How is a predictive platform different from the security awareness training we already do? Traditional security awareness training often relies on a one-size-fits-all, annual approach that checks a compliance box but rarely changes behavior. A predictive platform, in contrast, operates continuously. It moves beyond simple completion rates to provide a proactive, data-driven approach to Human Risk Management (HRM), as defined by Living Security. By analyzing real-time signals across behavior, identity, and threats, it identifies which specific individuals pose the most risk and delivers personalized, targeted interventions at the moment they are needed most.

How can we trust the recommendations made by an AI? This is a valid concern, and it’s why explainability is so important. A true predictive platform doesn't operate like a black box. Instead of just giving you a risk score, it provides clear, evidence-based reasoning for its conclusions. For example, our AI guide, Livvy, will show you the specific data points from an individual's behavior, system access, and the threat landscape that led to its recommendation. This "AI with human oversight" model ensures your team has the context to make confident decisions and always remains in control.

Will implementing a predictive platform create more work for my already busy team? Quite the opposite. A key benefit of an AI-native platform is its ability to act as a force multiplier for your team. The system is designed to autonomously handle 60% to 80% of routine remediation tasks, such as enrolling a user in targeted micro-training or sending a policy nudge. This frees your skilled analysts from repetitive, low-impact work, allowing them to focus on more complex threat hunting and strategic planning. It augments your team’s capacity, not its workload.

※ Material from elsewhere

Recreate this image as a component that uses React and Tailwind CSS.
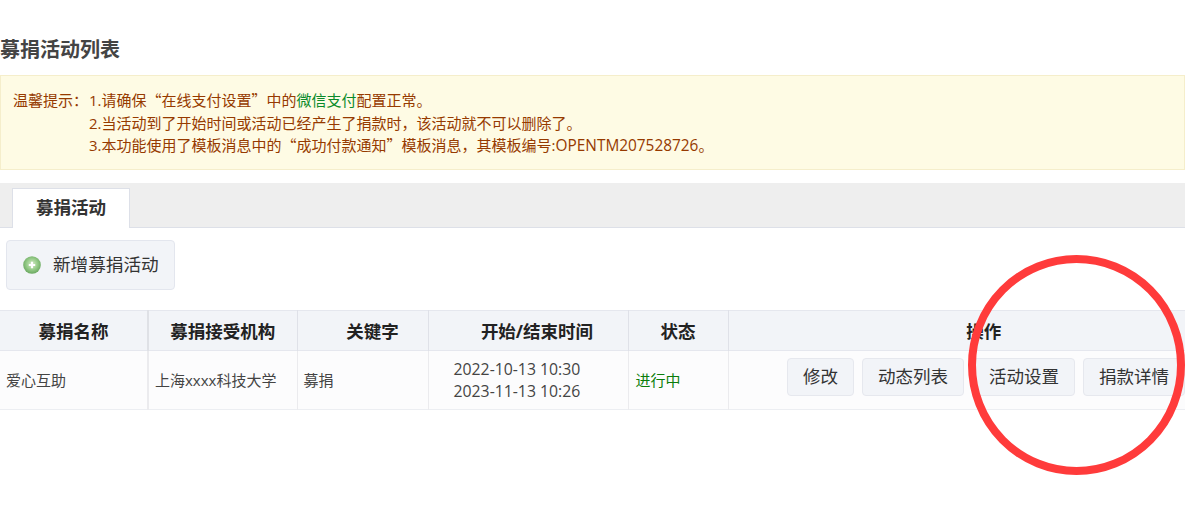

How does the software get all the data it needs from our different systems? An effective predictive platform is designed for integration. It should have an open architecture with pre-built connectors that allow it to seamlessly pull data from your existing security and IT tools, including your SIEM, identity provider, and endpoint solutions. This creates a unified data plane for analysis, breaking down silos between tools. This integration allows the platform to correlate information across your entire ecosystem to build the comprehensive risk model needed for accurate predictions.

What does it mean to manage risk for "AI agents"? Risk is no longer limited to human employees. As organizations adopt more automation, non-human actors like AI agents and service accounts are gaining access to sensitive systems and data. A forward-looking platform extends its visibility to these entities. It monitors their behavior and access patterns just as it does for humans, helping you manage the growing intersection of human and machine-driven risk. This ensures your security posture evolves to protect against threats from any actor, human or not.